_AIM:_
Copy each line of the data below with the word "index".

_DATA LINES:_
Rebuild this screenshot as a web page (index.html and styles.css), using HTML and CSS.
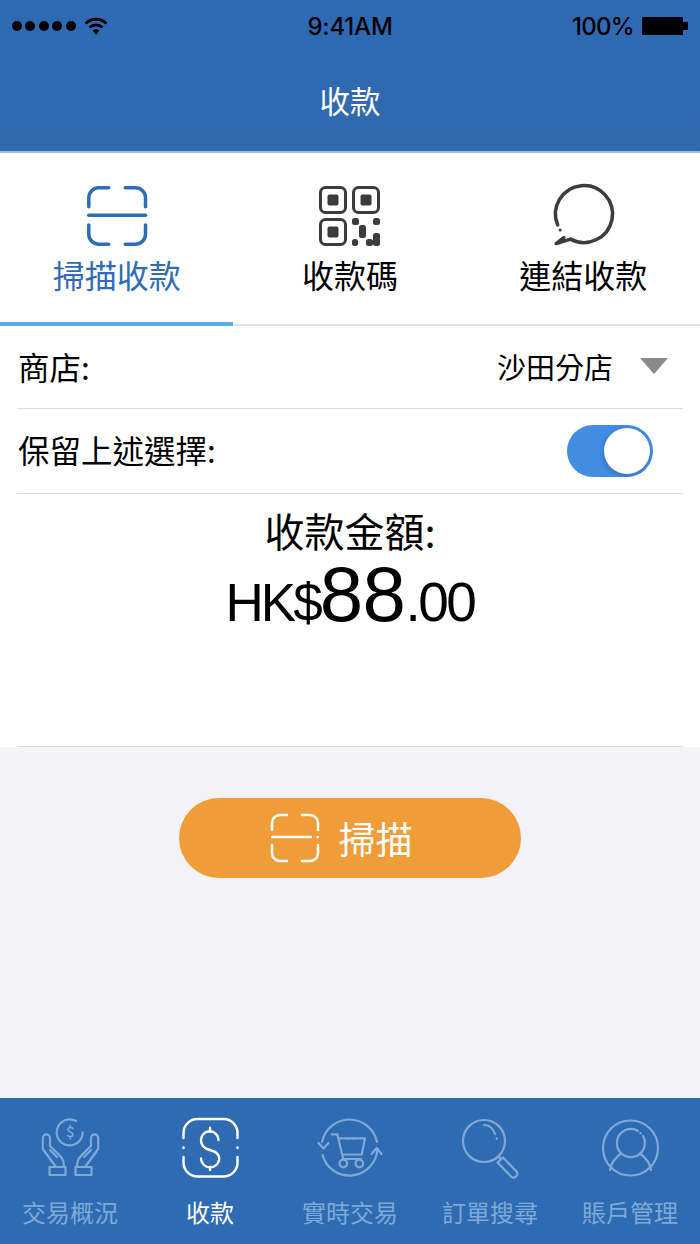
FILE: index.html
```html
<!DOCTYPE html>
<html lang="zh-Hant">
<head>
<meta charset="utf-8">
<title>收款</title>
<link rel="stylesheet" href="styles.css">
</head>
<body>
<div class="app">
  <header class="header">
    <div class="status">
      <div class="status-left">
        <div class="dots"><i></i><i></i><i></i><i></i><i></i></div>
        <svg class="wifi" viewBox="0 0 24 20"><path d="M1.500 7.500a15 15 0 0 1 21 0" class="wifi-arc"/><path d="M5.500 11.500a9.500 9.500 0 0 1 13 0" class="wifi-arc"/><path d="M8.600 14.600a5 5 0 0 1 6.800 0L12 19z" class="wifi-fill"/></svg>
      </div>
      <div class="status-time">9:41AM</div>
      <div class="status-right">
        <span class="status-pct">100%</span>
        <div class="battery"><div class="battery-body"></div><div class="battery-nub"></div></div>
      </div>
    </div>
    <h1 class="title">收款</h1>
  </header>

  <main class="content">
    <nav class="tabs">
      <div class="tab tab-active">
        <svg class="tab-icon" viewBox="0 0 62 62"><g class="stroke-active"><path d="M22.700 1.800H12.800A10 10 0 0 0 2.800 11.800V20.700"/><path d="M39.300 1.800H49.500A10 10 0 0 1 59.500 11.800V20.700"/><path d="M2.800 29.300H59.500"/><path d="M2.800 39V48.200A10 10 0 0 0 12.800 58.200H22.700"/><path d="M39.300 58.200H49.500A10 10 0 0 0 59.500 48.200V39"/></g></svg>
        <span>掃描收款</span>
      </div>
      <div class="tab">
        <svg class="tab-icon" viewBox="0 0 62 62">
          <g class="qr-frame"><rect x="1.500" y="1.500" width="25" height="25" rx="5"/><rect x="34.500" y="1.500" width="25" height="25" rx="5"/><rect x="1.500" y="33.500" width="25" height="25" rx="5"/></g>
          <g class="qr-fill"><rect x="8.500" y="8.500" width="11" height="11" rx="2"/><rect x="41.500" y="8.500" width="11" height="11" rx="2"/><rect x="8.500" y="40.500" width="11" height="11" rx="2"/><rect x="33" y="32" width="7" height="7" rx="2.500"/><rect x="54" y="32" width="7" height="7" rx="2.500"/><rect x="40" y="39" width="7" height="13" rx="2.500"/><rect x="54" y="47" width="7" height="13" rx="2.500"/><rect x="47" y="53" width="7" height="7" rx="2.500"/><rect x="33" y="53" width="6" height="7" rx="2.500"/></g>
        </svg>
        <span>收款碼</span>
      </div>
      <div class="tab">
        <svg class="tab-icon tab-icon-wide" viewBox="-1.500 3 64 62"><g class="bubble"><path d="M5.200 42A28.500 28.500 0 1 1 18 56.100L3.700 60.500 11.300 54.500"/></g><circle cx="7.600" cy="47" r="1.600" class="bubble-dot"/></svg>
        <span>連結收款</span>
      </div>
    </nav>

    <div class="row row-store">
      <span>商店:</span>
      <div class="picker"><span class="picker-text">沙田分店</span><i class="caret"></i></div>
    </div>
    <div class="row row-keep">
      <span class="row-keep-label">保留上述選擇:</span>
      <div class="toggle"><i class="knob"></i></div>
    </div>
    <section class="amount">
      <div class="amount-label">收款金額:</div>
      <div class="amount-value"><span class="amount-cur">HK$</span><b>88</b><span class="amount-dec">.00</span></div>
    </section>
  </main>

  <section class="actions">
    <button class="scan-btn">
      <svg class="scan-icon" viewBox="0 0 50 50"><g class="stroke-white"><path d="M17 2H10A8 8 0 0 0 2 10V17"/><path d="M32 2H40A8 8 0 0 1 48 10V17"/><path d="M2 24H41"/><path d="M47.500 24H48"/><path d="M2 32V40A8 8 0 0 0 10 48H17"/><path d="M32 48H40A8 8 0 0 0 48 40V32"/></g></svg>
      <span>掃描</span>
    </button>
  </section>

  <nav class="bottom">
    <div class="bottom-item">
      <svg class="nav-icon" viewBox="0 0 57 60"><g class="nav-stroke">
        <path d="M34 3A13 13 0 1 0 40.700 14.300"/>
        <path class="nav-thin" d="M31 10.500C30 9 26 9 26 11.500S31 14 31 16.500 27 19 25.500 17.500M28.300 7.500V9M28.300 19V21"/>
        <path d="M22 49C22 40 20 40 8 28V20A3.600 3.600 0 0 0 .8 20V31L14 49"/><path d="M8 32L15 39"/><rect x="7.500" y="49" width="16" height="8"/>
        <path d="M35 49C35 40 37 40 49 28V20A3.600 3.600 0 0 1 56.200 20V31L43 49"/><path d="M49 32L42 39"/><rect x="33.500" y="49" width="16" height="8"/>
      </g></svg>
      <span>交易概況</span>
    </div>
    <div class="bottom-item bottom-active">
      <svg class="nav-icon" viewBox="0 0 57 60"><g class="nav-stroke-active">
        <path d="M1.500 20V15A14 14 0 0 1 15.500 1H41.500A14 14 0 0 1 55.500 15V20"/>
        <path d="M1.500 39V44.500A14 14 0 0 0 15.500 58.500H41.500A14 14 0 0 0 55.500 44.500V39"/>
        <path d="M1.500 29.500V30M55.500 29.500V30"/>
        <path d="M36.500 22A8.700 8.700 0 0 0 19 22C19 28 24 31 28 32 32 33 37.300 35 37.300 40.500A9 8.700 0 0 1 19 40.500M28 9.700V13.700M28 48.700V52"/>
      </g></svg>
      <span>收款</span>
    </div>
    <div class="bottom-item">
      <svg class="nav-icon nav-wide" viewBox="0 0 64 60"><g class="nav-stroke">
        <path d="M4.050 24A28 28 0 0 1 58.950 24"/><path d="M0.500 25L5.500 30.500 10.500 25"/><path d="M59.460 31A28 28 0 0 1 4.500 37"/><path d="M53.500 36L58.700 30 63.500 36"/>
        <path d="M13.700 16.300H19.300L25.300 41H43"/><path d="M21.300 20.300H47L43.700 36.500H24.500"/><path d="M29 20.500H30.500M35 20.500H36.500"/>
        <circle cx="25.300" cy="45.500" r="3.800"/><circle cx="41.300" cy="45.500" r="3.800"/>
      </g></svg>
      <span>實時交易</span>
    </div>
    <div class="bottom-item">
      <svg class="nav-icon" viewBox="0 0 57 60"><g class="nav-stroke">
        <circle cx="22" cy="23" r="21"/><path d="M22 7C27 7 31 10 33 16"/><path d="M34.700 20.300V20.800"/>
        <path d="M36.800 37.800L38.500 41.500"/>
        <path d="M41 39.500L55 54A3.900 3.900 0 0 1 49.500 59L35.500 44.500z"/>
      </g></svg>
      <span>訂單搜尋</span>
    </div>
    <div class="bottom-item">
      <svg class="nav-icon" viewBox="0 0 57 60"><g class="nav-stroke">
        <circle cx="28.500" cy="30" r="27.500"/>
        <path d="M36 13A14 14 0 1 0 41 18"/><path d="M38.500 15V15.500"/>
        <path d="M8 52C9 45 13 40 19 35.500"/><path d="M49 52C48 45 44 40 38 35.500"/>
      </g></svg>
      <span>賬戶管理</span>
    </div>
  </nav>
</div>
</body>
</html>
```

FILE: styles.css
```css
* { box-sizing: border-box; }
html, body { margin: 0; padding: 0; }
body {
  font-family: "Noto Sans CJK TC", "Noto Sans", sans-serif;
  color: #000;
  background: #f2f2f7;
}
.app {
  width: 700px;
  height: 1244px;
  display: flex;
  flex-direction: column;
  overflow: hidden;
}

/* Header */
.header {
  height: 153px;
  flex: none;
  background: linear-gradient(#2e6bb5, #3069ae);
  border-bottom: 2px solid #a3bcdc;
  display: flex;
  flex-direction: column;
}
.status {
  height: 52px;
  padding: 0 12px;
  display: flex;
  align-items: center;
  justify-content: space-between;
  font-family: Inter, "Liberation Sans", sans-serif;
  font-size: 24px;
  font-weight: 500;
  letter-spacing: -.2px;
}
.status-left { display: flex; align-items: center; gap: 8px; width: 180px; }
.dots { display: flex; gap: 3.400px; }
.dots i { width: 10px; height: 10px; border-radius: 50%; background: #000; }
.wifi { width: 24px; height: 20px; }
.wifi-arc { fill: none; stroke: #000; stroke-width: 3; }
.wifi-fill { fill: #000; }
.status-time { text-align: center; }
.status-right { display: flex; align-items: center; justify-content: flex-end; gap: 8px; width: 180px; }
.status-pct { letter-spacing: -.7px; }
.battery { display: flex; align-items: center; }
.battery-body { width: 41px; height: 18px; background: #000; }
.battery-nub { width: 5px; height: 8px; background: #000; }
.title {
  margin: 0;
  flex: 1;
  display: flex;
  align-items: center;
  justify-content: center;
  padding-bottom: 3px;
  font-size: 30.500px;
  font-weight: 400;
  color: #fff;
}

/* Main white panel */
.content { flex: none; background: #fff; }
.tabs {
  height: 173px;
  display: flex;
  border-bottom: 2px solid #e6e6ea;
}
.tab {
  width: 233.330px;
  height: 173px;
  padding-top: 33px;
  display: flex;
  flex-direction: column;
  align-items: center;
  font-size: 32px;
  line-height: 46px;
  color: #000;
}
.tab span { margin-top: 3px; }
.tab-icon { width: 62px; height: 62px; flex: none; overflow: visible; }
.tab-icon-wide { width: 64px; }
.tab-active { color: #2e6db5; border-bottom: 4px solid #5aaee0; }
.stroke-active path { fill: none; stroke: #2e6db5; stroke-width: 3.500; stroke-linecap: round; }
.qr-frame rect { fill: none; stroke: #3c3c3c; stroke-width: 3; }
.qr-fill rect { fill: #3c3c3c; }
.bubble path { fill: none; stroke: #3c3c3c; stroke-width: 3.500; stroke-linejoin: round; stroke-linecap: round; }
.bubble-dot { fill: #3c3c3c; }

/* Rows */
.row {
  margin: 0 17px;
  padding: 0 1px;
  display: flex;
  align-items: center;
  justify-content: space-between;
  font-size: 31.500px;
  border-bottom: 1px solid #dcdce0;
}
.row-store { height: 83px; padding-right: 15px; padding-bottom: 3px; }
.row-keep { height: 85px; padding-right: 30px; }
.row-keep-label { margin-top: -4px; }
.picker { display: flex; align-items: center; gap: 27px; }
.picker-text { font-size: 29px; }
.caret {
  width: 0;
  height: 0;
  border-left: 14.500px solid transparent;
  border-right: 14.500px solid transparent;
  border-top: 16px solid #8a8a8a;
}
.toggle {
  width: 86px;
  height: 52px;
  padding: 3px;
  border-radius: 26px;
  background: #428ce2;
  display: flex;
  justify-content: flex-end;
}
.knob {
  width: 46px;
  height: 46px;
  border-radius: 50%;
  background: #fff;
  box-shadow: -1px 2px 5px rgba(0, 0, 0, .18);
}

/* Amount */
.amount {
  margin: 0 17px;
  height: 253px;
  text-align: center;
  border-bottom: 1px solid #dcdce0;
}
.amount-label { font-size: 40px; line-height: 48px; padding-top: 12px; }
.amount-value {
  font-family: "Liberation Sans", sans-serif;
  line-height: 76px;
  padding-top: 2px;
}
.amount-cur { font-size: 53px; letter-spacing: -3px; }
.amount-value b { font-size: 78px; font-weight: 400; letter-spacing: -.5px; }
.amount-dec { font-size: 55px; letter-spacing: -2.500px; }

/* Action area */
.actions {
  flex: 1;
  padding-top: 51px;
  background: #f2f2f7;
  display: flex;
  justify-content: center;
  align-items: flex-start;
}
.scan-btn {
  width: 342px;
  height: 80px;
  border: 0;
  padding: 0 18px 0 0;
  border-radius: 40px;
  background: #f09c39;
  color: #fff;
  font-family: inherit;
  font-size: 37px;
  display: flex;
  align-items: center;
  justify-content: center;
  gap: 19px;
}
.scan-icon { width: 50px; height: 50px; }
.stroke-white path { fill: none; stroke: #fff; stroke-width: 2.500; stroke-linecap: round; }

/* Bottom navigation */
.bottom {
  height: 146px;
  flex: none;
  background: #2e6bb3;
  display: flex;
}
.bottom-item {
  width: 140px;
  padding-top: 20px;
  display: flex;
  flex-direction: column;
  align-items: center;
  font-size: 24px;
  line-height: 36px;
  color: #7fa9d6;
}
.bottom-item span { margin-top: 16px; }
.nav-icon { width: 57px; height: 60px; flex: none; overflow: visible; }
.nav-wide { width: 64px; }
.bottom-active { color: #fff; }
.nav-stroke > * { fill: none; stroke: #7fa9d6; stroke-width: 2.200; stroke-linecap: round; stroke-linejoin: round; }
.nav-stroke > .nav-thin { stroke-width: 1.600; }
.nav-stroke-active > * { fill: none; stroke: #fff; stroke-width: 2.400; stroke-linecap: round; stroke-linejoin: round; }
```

_RESULT OF THIS TASK:_
Rebuild this screenshot as a web page (index.html and styles.css), using HTML and CSS.
FILE: index.html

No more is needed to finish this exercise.